There were maps of Europe and Japan from my trips there (all available now, updated, on the Internet of course), several April Fool’s editions of the local San Francisco Chronicle, an application for an Elks Club college scholarship, a brochure for a door-to-door Bible salesman program I apparently signed up for in 1979, a poster of Richard Nixon sitting on the toilet and another of a granny riding a surfboard reading “Hang Twelve You Mothers,” transcribed lyrics from Tom Lehrer and Monty Python songs (I saved the words to the Lumberjack Song for my 16-year-old Flying Circus-loving son), and of course my extensive collection of bus schedules and route maps (did I mention that I was a freak about public transportation systems growing up?)

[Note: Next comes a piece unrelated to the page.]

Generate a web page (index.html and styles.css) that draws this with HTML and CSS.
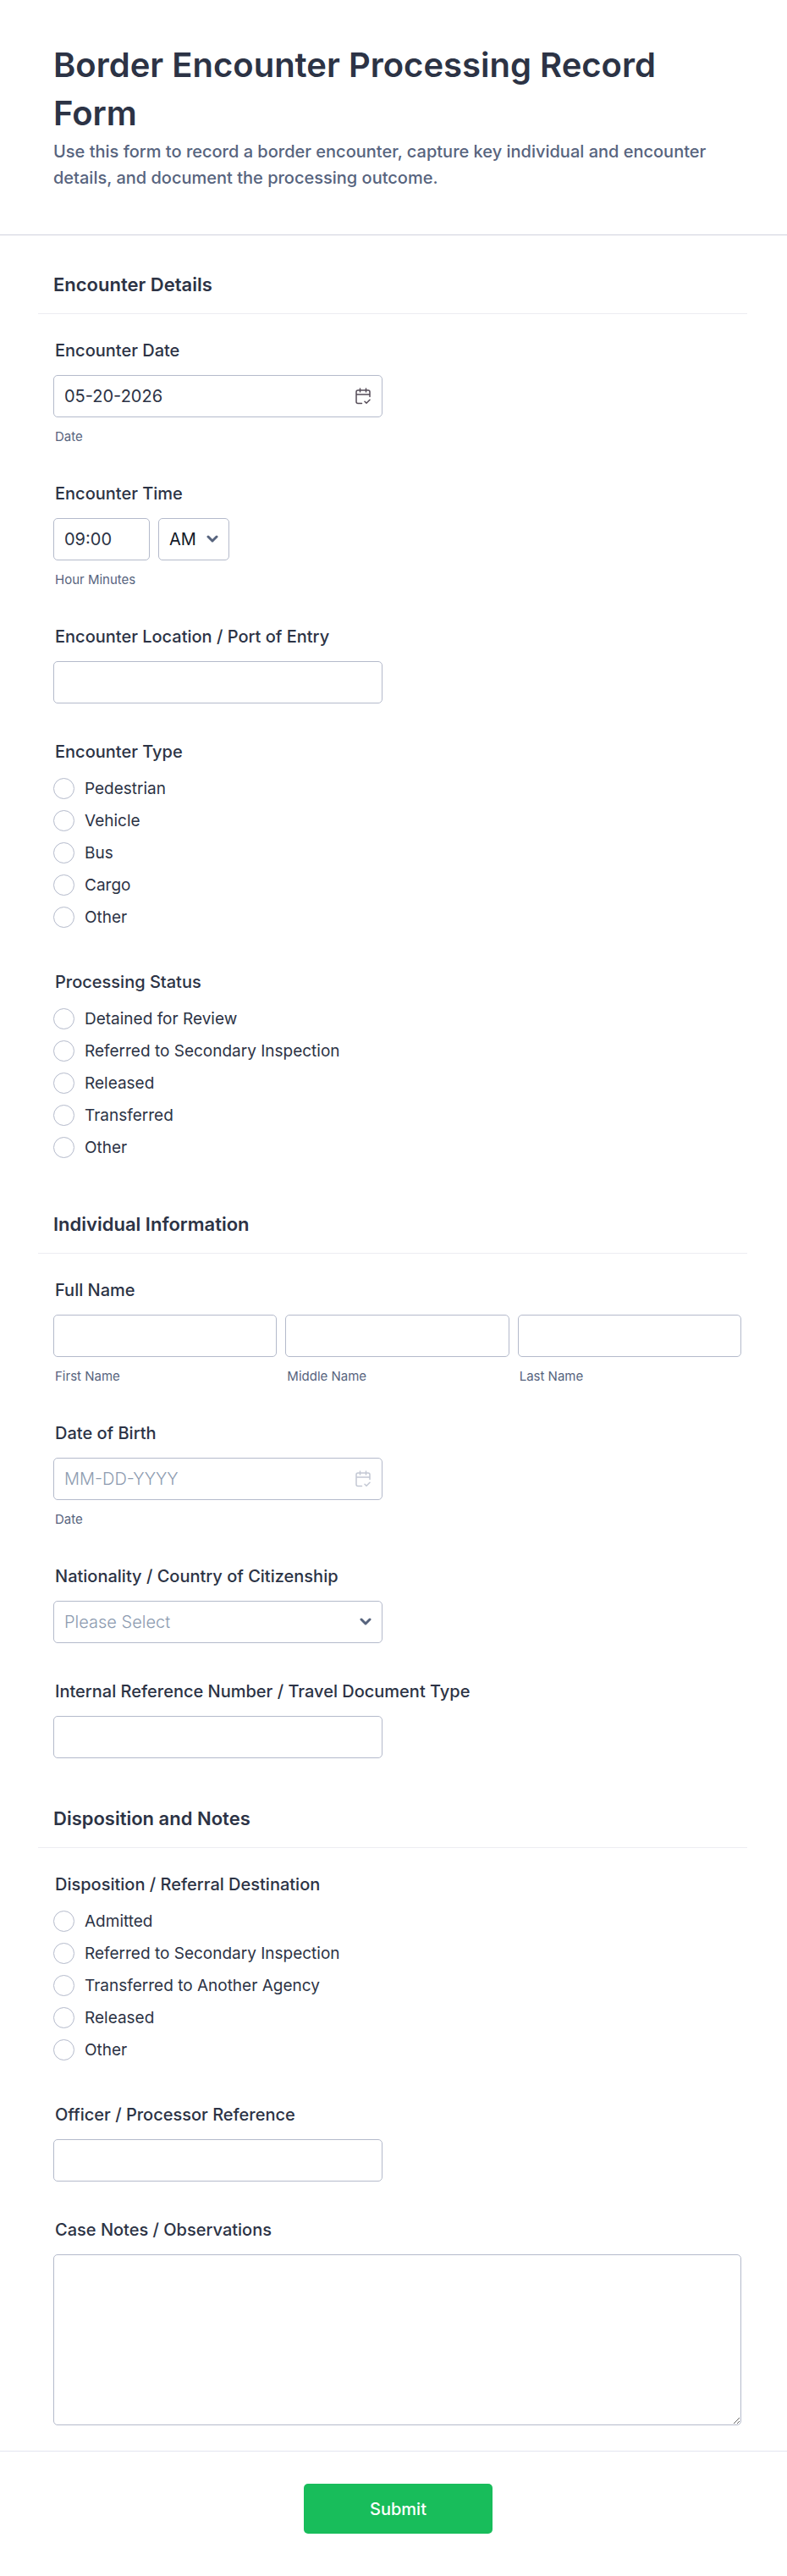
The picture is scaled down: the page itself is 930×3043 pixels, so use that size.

But the hardest of all to part with were my letters. I’d saved every letter I ever received, from age 8 up until recently when easier-to-store emails have pretty much replaced paper missives. On the one hand, these letters represent an invaluable record of who my friends were at various stages in my life, not to mention what they thought of me, growing up and beyond. On the other, they filled up no less than three boxes by themselves. In the end, I chose to keep a sample or two from each writer. The rest sadly were sent to that place where old letters must eventually go.

My memories are now relegated to just that, with scant few physical mementos to document them. My parents can comfortably move without encumbrance. But I can’t help feel that something has been lost. That my children – if they ever wanted to – will not be able to learn quite as much about their father as they once could have. This article is all I have left, a public testimony to some 40 years of hording. Is it so wrong to grieve? The trade-off: 26 boxes are not littering our already crowded house.

Three days to purge the accumulated wisdom of several decades may not seem like much. But for me, it was a lifetime.